Stated exercise.
Write out the data below in full, unchanged, minus the images.

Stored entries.
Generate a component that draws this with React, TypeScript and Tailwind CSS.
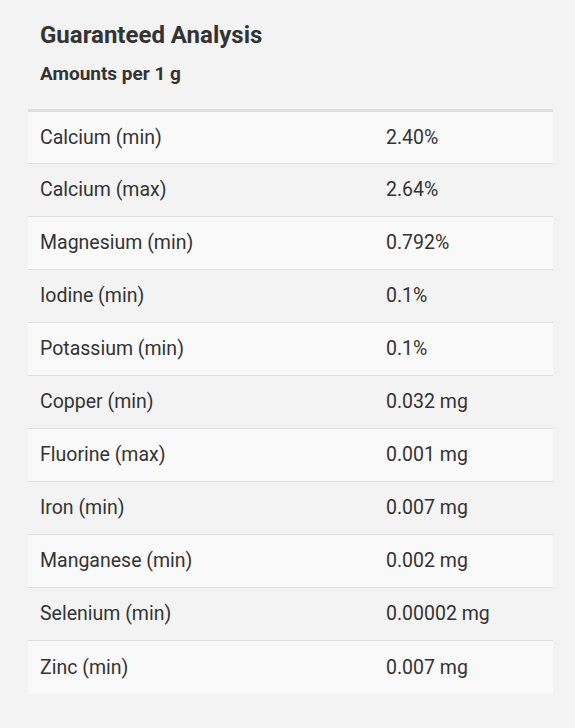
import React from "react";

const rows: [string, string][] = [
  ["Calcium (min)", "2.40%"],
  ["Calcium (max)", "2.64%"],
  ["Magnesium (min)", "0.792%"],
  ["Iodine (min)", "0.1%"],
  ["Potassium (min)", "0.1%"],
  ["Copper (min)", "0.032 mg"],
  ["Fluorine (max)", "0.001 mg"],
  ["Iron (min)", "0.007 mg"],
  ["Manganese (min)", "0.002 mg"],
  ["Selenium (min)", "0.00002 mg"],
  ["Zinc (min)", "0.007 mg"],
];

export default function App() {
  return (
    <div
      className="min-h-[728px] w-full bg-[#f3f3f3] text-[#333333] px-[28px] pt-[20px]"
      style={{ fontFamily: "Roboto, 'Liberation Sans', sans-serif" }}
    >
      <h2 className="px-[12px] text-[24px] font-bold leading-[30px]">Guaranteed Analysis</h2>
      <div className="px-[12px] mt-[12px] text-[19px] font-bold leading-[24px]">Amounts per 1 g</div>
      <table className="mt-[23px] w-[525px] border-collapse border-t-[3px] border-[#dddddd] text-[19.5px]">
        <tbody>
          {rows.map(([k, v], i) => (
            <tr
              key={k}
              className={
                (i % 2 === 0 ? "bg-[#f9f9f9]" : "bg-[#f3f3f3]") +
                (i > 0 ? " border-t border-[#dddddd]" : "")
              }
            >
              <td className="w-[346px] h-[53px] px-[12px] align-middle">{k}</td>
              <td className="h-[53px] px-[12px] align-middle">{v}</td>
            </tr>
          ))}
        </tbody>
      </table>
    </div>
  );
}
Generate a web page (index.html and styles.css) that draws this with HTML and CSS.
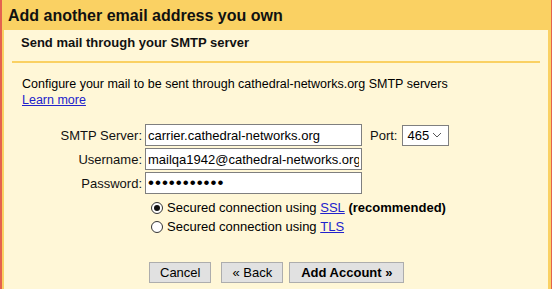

Response to the exercise.
Generate a component that draws this with React, TypeScript and Tailwind CSS.
import React from "react";

const rows: [string, string][] = [
  ["Calcium (min)", "2.40%"],
  ["Calcium (max)", "2.64%"],
  ["Magnesium (min)", "0.792%"],
  ["Iodine (min)", "0.1%"],
  ["Potassium (min)", "0.1%"],
  ["Copper (min)", "0.032 mg"],
  ["Fluorine (max)", "0.001 mg"],
  ["Iron (min)", "0.007 mg"],
  ["Manganese (min)", "0.002 mg"],
  ["Selenium (min)", "0.00002 mg"],
  ["Zinc (min)", "0.007 mg"],
];

export default function App() {
  return (
    <div
      className="min-h-[728px] w-full bg-[#f3f3f3] text-[#333333] px-[28px] pt-[20px]"
      style={{ fontFamily: "Roboto, 'Liberation Sans', sans-serif" }}
    >
      <h2 className="px-[12px] text-[24px] font-bold leading-[30px]">Guaranteed Analysis</h2>
      <div className="px-[12px] mt-[12px] text-[19px] font-bold leading-[24px]">Amounts per 1 g</div>
      <table className="mt-[23px] w-[525px] border-collapse border-t-[3px] border-[#dddddd] text-[19.5px]">
        <tbody>
          {rows.map(([k, v], i) => (
            <tr
              key={k}
              className={
                (i % 2 === 0 ? "bg-[#f9f9f9]" : "bg-[#f3f3f3]") +
                (i > 0 ? " border-t border-[#dddddd]" : "")
              }
            >
              <td className="w-[346px] h-[53px] px-[12px] align-middle">{k}</td>
              <td className="h-[53px] px-[12px] align-middle">{v}</td>
            </tr>
          ))}
        </tbody>
      </table>
    </div>
  );
}
Generate a web page (index.html and styles.css) that draws this with HTML and CSS.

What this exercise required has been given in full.